• **WHAT YOU ARE ASKED TO DO**
In the records below, pick out all lines containing the word "that".

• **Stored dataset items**
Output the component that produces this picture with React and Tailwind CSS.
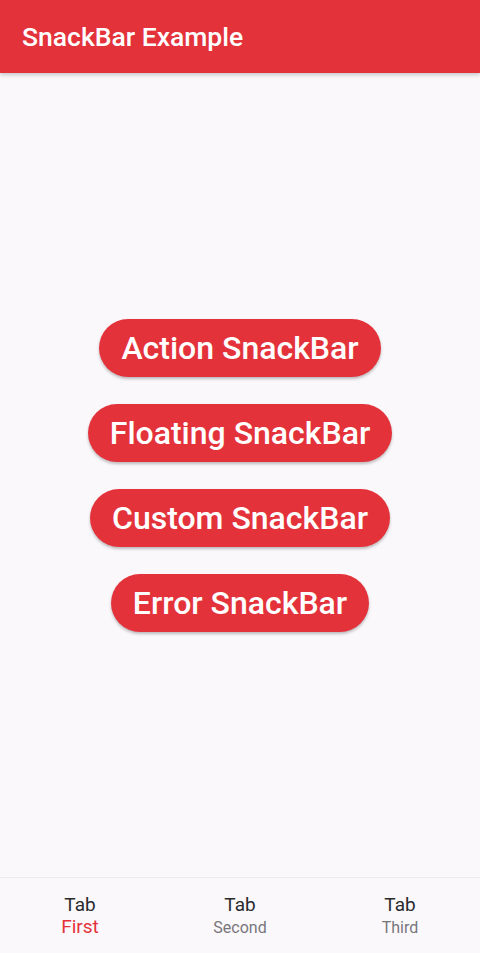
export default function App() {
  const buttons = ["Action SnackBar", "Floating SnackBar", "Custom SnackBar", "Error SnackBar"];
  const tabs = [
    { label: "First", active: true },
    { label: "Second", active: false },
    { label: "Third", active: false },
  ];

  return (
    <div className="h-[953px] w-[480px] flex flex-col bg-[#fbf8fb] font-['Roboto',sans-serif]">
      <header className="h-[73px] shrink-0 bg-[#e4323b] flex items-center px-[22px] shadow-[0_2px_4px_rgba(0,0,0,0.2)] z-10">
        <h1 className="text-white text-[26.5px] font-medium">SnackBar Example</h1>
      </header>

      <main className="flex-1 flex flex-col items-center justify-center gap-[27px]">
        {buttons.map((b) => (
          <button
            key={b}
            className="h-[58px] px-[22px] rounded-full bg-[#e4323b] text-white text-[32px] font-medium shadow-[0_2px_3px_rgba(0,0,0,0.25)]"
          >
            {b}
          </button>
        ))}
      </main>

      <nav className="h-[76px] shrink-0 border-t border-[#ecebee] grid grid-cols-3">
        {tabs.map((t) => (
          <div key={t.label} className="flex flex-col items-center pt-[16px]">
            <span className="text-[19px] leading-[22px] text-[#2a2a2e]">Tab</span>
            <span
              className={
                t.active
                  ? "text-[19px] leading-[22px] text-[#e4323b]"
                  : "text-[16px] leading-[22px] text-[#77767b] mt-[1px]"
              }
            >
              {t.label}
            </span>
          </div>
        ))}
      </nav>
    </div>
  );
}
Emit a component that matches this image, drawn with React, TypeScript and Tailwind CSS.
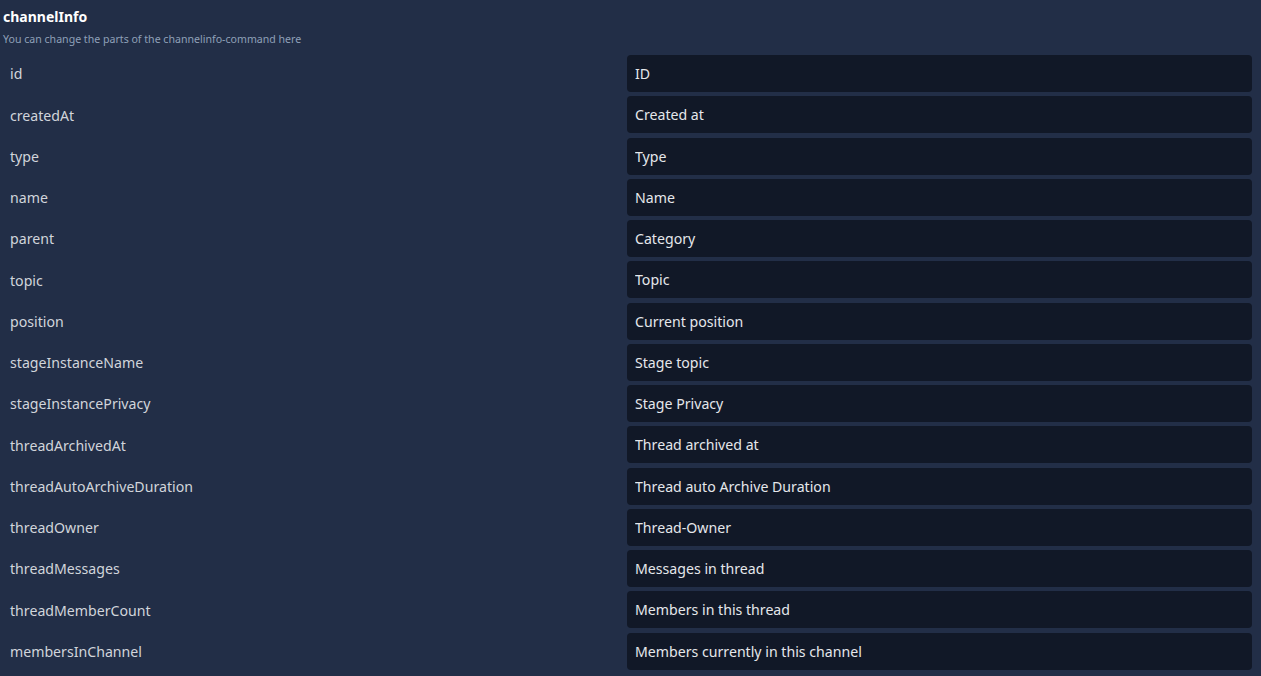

• **OUTPUT BELOW**
Output the component that produces this picture with React and Tailwind CSS.
Emit a component that matches this image, drawn with React, TypeScript and Tailwind CSS.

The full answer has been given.